Your task
Copy out the lines that have "index" in them.

┌────────

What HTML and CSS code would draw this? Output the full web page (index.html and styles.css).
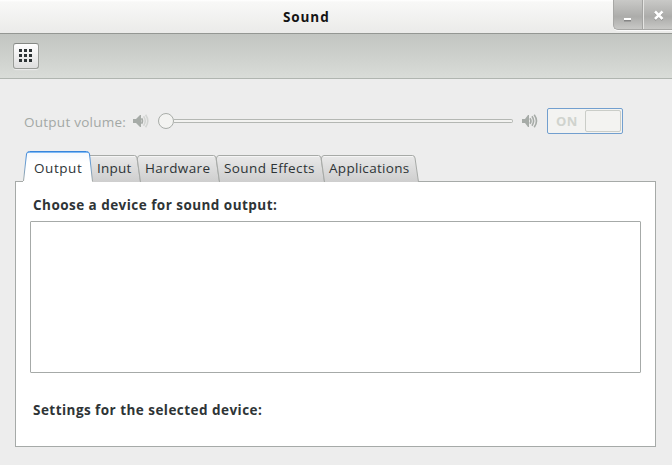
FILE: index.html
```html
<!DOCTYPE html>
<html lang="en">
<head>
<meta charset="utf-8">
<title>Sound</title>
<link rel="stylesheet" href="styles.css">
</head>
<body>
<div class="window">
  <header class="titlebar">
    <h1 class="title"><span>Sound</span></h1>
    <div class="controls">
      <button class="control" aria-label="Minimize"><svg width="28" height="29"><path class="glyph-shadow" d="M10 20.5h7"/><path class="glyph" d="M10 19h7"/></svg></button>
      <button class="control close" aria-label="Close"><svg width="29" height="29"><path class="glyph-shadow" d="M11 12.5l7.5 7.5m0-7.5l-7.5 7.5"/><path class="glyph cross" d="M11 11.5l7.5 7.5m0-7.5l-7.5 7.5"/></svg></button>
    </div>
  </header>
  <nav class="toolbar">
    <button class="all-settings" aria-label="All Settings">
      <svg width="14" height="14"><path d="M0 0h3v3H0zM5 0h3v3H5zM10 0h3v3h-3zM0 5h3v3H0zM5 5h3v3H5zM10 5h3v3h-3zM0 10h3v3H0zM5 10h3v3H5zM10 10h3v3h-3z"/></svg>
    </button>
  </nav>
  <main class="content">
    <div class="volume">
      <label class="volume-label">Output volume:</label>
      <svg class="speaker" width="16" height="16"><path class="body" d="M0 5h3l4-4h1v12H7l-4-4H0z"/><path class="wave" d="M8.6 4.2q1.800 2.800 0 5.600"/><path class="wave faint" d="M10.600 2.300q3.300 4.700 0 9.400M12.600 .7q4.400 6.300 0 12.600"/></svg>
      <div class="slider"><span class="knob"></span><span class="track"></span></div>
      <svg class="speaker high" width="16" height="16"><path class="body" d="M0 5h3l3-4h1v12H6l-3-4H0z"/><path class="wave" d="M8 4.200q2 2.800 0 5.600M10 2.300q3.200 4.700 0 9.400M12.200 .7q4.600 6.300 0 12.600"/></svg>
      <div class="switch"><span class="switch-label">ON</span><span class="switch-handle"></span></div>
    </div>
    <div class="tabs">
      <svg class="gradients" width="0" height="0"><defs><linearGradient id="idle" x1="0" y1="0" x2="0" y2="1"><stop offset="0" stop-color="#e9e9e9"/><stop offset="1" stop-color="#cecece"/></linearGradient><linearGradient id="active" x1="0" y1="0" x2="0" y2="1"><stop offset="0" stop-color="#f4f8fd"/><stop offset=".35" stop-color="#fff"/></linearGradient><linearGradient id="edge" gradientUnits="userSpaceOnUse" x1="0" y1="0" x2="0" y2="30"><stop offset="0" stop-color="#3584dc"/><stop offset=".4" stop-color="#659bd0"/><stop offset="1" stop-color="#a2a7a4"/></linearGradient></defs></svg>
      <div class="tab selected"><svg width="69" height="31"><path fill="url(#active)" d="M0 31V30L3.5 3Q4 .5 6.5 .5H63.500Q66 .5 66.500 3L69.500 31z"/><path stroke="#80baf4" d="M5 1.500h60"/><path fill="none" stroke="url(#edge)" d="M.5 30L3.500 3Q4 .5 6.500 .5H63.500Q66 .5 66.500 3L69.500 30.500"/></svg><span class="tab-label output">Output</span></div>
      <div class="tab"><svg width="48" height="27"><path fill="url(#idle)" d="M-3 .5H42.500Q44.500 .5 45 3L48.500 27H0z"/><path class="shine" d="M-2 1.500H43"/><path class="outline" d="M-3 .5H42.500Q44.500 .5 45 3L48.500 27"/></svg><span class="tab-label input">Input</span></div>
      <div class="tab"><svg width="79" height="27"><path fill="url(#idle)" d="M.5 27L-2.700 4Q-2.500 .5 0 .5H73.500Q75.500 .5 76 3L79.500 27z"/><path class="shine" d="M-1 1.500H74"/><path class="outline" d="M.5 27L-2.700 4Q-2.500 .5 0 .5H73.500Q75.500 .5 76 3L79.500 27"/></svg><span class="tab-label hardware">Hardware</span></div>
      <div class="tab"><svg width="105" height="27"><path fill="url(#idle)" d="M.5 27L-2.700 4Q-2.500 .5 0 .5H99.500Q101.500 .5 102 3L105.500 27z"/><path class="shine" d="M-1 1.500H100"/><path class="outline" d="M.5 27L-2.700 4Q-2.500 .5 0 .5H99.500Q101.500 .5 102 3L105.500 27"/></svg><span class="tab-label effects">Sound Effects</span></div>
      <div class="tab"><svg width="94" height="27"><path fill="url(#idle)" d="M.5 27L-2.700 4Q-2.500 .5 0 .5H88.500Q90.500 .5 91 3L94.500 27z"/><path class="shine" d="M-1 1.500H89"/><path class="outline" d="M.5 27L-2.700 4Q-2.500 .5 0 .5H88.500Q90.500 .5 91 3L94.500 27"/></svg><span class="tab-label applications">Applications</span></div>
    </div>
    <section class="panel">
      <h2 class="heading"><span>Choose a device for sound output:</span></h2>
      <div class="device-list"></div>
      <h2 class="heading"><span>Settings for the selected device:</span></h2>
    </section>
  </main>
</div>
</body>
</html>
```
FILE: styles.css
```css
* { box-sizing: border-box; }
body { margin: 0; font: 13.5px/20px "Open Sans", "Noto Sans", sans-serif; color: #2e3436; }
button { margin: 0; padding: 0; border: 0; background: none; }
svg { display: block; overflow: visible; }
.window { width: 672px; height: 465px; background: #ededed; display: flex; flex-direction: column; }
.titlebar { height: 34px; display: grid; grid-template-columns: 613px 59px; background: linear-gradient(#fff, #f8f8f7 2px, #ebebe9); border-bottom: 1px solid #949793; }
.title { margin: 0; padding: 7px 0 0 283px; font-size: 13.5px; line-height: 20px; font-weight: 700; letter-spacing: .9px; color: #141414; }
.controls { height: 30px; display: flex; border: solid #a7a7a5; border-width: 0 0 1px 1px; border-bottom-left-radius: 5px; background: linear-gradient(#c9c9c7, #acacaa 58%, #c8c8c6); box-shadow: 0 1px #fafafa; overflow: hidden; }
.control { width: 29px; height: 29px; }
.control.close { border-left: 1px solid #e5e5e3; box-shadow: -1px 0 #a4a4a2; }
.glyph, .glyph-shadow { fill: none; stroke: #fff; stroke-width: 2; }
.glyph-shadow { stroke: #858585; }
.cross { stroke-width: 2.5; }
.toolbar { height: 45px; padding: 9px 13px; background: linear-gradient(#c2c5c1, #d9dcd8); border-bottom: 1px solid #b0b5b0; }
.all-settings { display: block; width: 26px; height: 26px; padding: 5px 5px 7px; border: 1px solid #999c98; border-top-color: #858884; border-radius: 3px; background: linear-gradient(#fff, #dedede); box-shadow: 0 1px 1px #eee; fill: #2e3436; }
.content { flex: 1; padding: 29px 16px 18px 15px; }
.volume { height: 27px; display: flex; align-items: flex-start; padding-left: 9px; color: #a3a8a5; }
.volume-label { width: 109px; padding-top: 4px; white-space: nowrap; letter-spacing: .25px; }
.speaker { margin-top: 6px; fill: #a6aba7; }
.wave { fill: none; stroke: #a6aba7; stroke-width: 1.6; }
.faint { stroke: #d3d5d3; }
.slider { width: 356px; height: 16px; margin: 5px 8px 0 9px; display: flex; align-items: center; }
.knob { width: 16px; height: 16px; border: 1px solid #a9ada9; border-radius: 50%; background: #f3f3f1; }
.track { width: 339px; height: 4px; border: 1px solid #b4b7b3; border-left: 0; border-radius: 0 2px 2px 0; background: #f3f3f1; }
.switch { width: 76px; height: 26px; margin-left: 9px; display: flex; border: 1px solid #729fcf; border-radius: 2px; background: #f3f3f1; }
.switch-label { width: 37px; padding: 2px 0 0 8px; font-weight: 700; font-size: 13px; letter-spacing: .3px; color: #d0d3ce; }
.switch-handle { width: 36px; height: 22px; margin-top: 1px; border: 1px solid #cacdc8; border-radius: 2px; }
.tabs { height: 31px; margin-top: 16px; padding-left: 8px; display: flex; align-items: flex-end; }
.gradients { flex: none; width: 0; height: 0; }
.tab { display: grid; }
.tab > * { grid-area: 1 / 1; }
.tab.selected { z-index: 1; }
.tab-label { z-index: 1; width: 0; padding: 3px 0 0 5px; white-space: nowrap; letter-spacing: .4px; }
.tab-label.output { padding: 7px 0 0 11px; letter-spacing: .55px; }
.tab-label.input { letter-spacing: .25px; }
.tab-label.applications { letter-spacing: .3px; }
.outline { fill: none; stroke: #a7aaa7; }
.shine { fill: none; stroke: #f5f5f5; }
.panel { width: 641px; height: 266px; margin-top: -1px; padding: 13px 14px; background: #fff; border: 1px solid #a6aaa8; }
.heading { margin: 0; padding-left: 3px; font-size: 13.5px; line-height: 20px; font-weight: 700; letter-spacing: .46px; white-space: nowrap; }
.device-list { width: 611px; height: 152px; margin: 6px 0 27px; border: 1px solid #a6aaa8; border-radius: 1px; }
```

└────────

Worked solution
What HTML and CSS code would draw this? Output the full web page (index.html and styles.css).
FILE: index.html
.tab.selected { z-index: 1; }
.tab-label { z-index: 1; width: 0; padding: 3px 0 0 5px; white-space: nowrap; letter-spacing: .4px; }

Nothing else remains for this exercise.